I would also say I am proud of the way God uses me as a female leader to empower others and also to be a voice for other women. Through challenging times in my life God has given me a renewed purpose, steering me into not only developing and capacitating myself but ensuring I develop, empower, and capacitate other women as well.
As a female leader, what has been the most significant barrier in your career?
A barrier at times has been the way other women undermine your leadership as a female. Therefore, it is not only the patriarchal mindset of the world that we come across as a barrier, but at times, it’s the mindset of other women towards female leadership that can be a barrier to success.
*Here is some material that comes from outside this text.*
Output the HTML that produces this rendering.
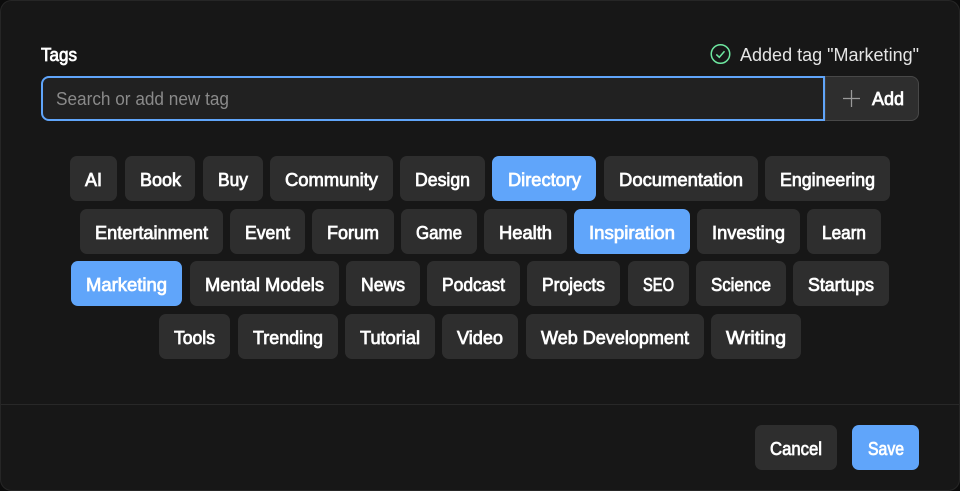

Some refer to a “pull-her-down syndrome,” that is detrimental to building the capacity for female leadership, and that slows down the path to leadership equity.
What is the most important change that should be made in your country?
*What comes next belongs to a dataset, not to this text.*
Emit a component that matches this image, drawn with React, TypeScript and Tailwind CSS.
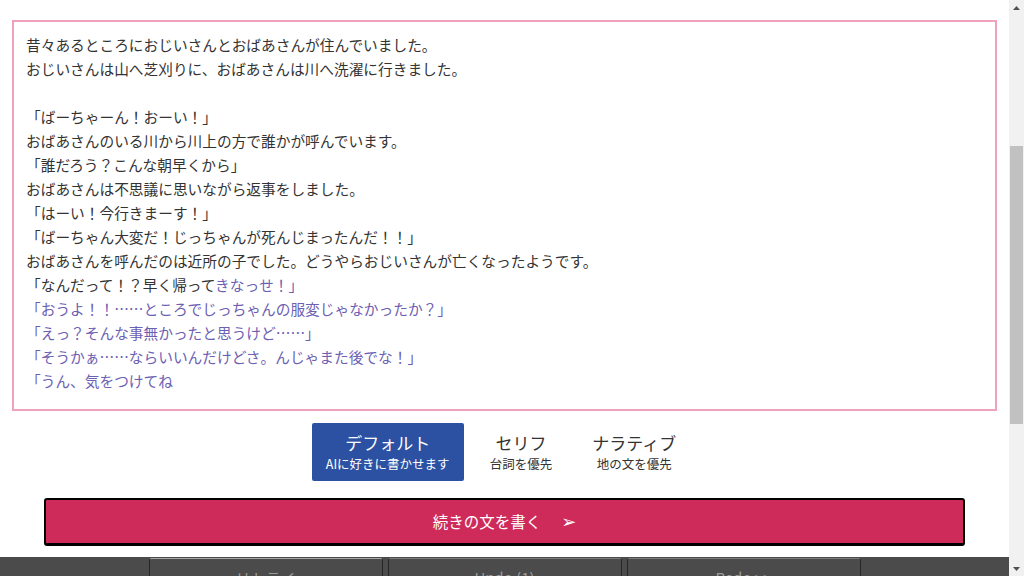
const story: { text: string; ai?: string }[] = [
  { text: "昔々あるところにおじいさんとおばあさんが住んでいました。" },
  { text: "おじいさんは山へ芝刈りに、おばあさんは川へ洗濯に行きました。" },
  { text: "" },
  { text: "「ばーちゃーん！おーい！」" },
  { text: "おばあさんのいる川から川上の方で誰かが呼んでいます。" },
  { text: "「誰だろう？こんな朝早くから」" },
  { text: "おばあさんは不思議に思いながら返事をしました。" },
  { text: "「はーい！今行きまーす！」" },
  { text: "「ばーちゃん大変だ！じっちゃんが死んじまったんだ！！」" },
  { text: "おばあさんを呼んだのは近所の子でした。どうやらおじいさんが亡くなったようです。" },
  { text: "「なんだって！？早く帰って", ai: "きなっせ！」" },
  { text: "", ai: "「おうよ！！……ところでじっちゃんの服変じゃなかったか？」" },
  { text: "", ai: "「えっ？そんな事無かったと思うけど……」" },
  { text: "", ai: "「そうかぁ……ならいいんだけどさ。んじゃまた後でな！」" },
  { text: "", ai: "「うん、気をつけてね" },
];

const modes = [
  { title: "デフォルト", sub: "AIに好きに書かせます", active: true },
  { title: "セリフ", sub: "台詞を優先" },
  { title: "ナラティブ", sub: "地の文を優先" },
];

const tools = [
  { label: "リトライ", top: "border-t-[#a5a5a5]" },
  { label: "Undo (1)", top: "border-t-[#7a7a7a]" },
  { label: "Redo >>", top: "border-t-[#7a7a7a]" },
];

export default function App() {
  return (
    <div className="flex h-[576px] overflow-hidden bg-white text-[#333] font-['Noto_Sans_CJK_JP','Noto_Sans',sans-serif]">
      <main className="flex-1 pt-5">
        {/* 本文 */}
        <div className="mx-3 h-[391px] border-2 border-[#f0a2bd] px-3 pt-[11px] text-[14.7px] leading-6">
          {story.map((line, i) => (
            <div key={i} className="h-6 whitespace-nowrap">
              {line.text}
              {line.ai && <span className="text-[#6c60b3]">{line.ai}</span>}
            </div>
          ))}
        </div>

        {/* モード選択 */}
        <div className="mt-3 flex justify-center gap-3 pr-[7px]">
          {modes.map((m) => (
            <div
              key={m.title}
              className={`flex h-[58px] flex-col items-center justify-center rounded-[2px] px-[14px] ${
                m.active ? "w-[152px] bg-[#2c51a2] text-white" : "text-[#333]"
              }`}
            >
              <span className="text-[17px] leading-6">{m.title}</span>
              <span className="text-[12.5px] leading-[18px]">{m.sub}</span>
            </div>
          ))}
        </div>

        {/* 続きを書く */}
        <button className="mx-11 mt-[17px] flex h-12 w-[calc(100%-88px)] items-center justify-center rounded-[3px] border-2 border-b-[3px] border-black bg-[#ce2a5a] text-[15.5px] text-white">
          続きの文を書く
          <span className="ml-5 font-['DejaVu_Sans',sans-serif] text-[18px] leading-none">➢</span>
        </button>

        {/* 下部バー */}
        <div className="mt-[11px] h-[303px] bg-[#4b4b4b] pt-px">
          <div className="flex justify-center gap-[5px]">
            {tools.map((t) => (
              <button
                key={t.label}
                className={`h-10 w-[234px] rounded-t-[3px] border border-[#262626] ${t.top} text-[15px] text-[#9a9a9a]`}
              >
                {t.label}
              </button>
            ))}
          </div>
        </div>
      </main>

      {/* スクロールバー */}
      <div className="flex w-[15px] flex-col items-center bg-[#f1f1f1]">
        <div className="flex h-[15px] items-center justify-center">
          <svg width="7" height="4" viewBox="0 0 7 4"><path d="M0 4 L3.5 0 L7 4 Z" fill="#505050" /></svg>
        </div>
        <div className="h-[131px]" />
        <div className="h-[278px] w-[13px] bg-[#c1c1c1]" />
        <div className="flex-1" />
        <div className="flex h-[15px] items-center justify-center">
          <svg width="7" height="4" viewBox="0 0 7 4"><path d="M0 0 L3.5 4 L7 0 Z" fill="#505050" /></svg>
        </div>
      </div>
    </div>
  );
}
Allow more female leaders to occupy key portfolios, as there is very little gender diversification in the leadership of the country. Ensure that even the female leaders have a great sense of moral regeneration, so we can become a society that lives for each other.
What advice would you give to the next generation of female leaders?
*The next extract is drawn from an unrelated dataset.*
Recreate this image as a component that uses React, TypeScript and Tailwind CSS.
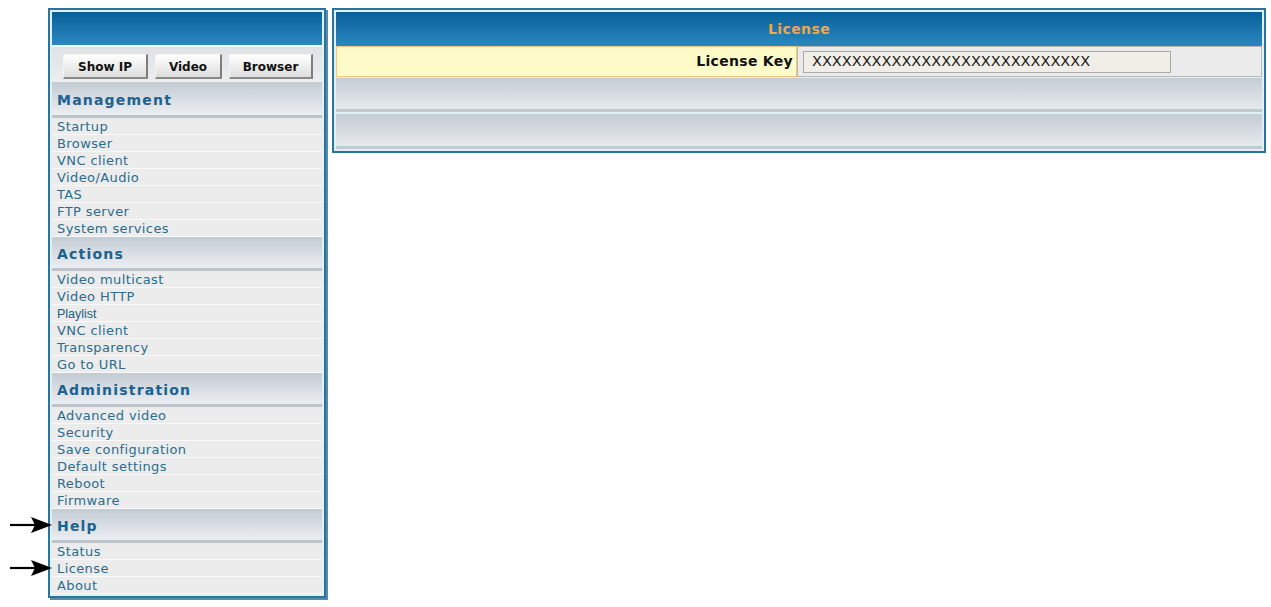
import type { ReactNode } from "react";

const sections: { title: string; items: { label: string; alt?: boolean }[] }[] = [
  {
    title: "Management",
    items: [
      { label: "Startup" },
      { label: "Browser" },
      { label: "VNC client" },
      { label: "Video/Audio" },
      { label: "TAS" },
      { label: "FTP server" },
      { label: "System services" },
    ],
  },
  {
    title: "Actions",
    items: [
      { label: "Video multicast" },
      { label: "Video HTTP" },
      { label: "Playlist", alt: true },
      { label: "VNC client" },
      { label: "Transparency" },
      { label: "Go to URL" },
    ],
  },
  {
    title: "Administration",
    items: [
      { label: "Advanced video" },
      { label: "Security" },
      { label: "Save configuration" },
      { label: "Default settings" },
      { label: "Reboot" },
      { label: "Firmware" },
    ],
  },
  {
    title: "Help",
    items: [{ label: "Status" }, { label: "License" }, { label: "About" }],
  },
];

// callout arrow pointing at a menu entry
function Pointer() {
  return (
    <svg width="42" height="18" viewBox="0 0 42 18" className="absolute -left-[42px] top-1/2 -translate-y-1/2">
      <line x1="0" y1="9" x2="26" y2="9" stroke="#000" strokeWidth="2.2" />
      <polygon points="21,1 42,9 21,17 25,9" fill="#000" />
    </svg>
  );
}

function NavButton({ children, width }: { children: ReactNode; width: string }) {
  return (
    <button
      className={`${width} h-[25px] border border-t-[#f4f4f4] border-l-[#f4f4f4] border-r-[#7d7d7d] border-b-[#8a8a8a] border-r-2 border-b-2 bg-gradient-to-b from-[#ffffff] to-[#dedede] pt-[2px] text-[12px] font-bold text-[#111]`}
    >
      {children}
    </button>
  );
}

function SectionHeader({ title, first }: { title: string; first?: boolean }) {
  return (
    <div
      className={`relative flex ${first ? "h-[36px]" : "h-[34px]"} items-center border-b-[3px] border-b-[#bcc3ca] bg-gradient-to-b from-[#c3cbd3] to-[#eceff2] pl-[5px] pt-[3px]`}
    >
      {title === "Help" ? <Pointer /> : null}
      <span className="text-[14px] font-bold tracking-[1.2px] text-[#1b6290]">{title}</span>
    </div>
  );
}

function MenuRow({ label, alt }: { label: string; alt?: boolean }) {
  return (
    <div className="relative flex h-[17px] items-center border-b border-b-[#fafafa] bg-[#ececec] pl-[5px] pt-[2px]">
      {label === "License" ? <Pointer /> : null}
      {alt ? (
        <span className="text-[12.5px] font-[Liberation_Sans,sans-serif] text-[#1e5f80]">{label}</span>
      ) : (
        <span className="text-[13px] tracking-[0.4px] text-[#2b6c8c]">{label}</span>
      )}
    </div>
  );
}

function Sidebar() {
  return (
    <aside className="w-[278px] border-2 border-[#2a739c] bg-[#dff0f7] p-[2px] shadow-[2px_2px_0_#5a8ba6]">
      <div className="h-[33px] bg-gradient-to-b from-[#08609a] to-[#2a88bf]" />
      <div className="flex h-[37px] items-center gap-[7px] border-t-2 border-t-[#f7f7f7] bg-gradient-to-b from-[#dfe3e6] to-[#eceeef] pl-[11px] pt-[3px]">
        <NavButton width="w-[85px]">Show IP</NavButton>
        <NavButton width="w-[67px]">Video</NavButton>
        <NavButton width="w-[84px]">Browser</NavButton>
      </div>
      {sections.map((section, index) => (
        <div key={section.title}>
          <SectionHeader title={section.title} first={index === 0} />
          {section.items.map((item, i) => (
            <MenuRow key={`${item.label}-${i}`} label={item.label} alt={item.alt} />
          ))}
        </div>
      ))}
    </aside>
  );
}

function LicensePanel() {
  return (
    <section className="w-[934px] border-2 border-[#2a739c] bg-[#dff0f7] p-[2px]">
      <div className="flex h-[34px] items-center justify-center bg-gradient-to-b from-[#08609a] to-[#2a88bf]">
        <span className="text-[14px] font-bold tracking-[0.4px] text-[#f2a54a]">License</span>
      </div>
      <div className="flex h-[31px]">
        <div className="flex w-[461px] items-center justify-end border border-[#f2c67c] bg-[#fffbc9] pr-[3px]">
          <span className="text-[14px] font-bold tracking-[0.3px] text-[#111]">License Key</span>
        </div>
        <div className="flex flex-1 items-center border border-[#b8b8b8] bg-[#ebebeb] pl-[5px]">
          <div className="flex h-[22px] w-[368px] items-center border border-[#a9a9a9] bg-[#f1eee8] pl-[8px] text-[14.5px] text-[#1a1a1a]">
            XXXXXXXXXXXXXXXXXXXXXXXXXXXX
          </div>
        </div>
      </div>
      <div className="mt-px h-[34px] border-b-[3px] border-b-[#c2c9cf] bg-gradient-to-b from-[#c5ccd3] to-[#e6eaed]" />
      <div className="mt-[2px] h-[35px] border-b-[3px] border-b-[#c2c9cf] bg-gradient-to-b from-[#c5ccd3] to-[#e6eaed]" />
    </section>
  );
}

export default function App() {
  return (
    <div className="min-h-[607px] bg-white pl-[48px] pt-[8px] font-['DejaVu_Sans',Verdana,sans-serif]">
      <div className="flex items-start gap-[6px]">
        <Sidebar />
        <LicensePanel />
      </div>
    </div>
  );
}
Be yourself, in all situations and all spheres in life. Find your God-given purpose in life and ensure that everything you do on a personal and professional level speaks to this purpose. Not all battles are meant for you, some you must pass by silently.
What are you most passionate about?
My greatest passion is community development and making sure I build a positive mindset in everyone I interact with or that crosses my path.
What is your motto in life?
Be an agent of change.
What would you do if you didn’t achieve your current goal?
I would surely still be a teacher, as that was my first profession, and that ignited the passion of developing the mindset of others.
What does being a woman mean to you?
Being a woman means having a strong sense of identity, accepting yourself as one that adapts and changes over time, being confident, and building up the people in your life. It means you have the wisdom to be grateful for what you have, while still being hungry enough for growth
Why do you think organizations would benefit from having more women within the top structures of governance?
Gender diversity is always a plus point for every organization and it brings about an increase in productivity. Having more female leaders is important because female leaders change the perceived conception about who can lead and what qualities are necessary in a leadership position. Having more female leaders in an organization brings about a different perspective and establishes a diverse thought-process in innovation and decision making.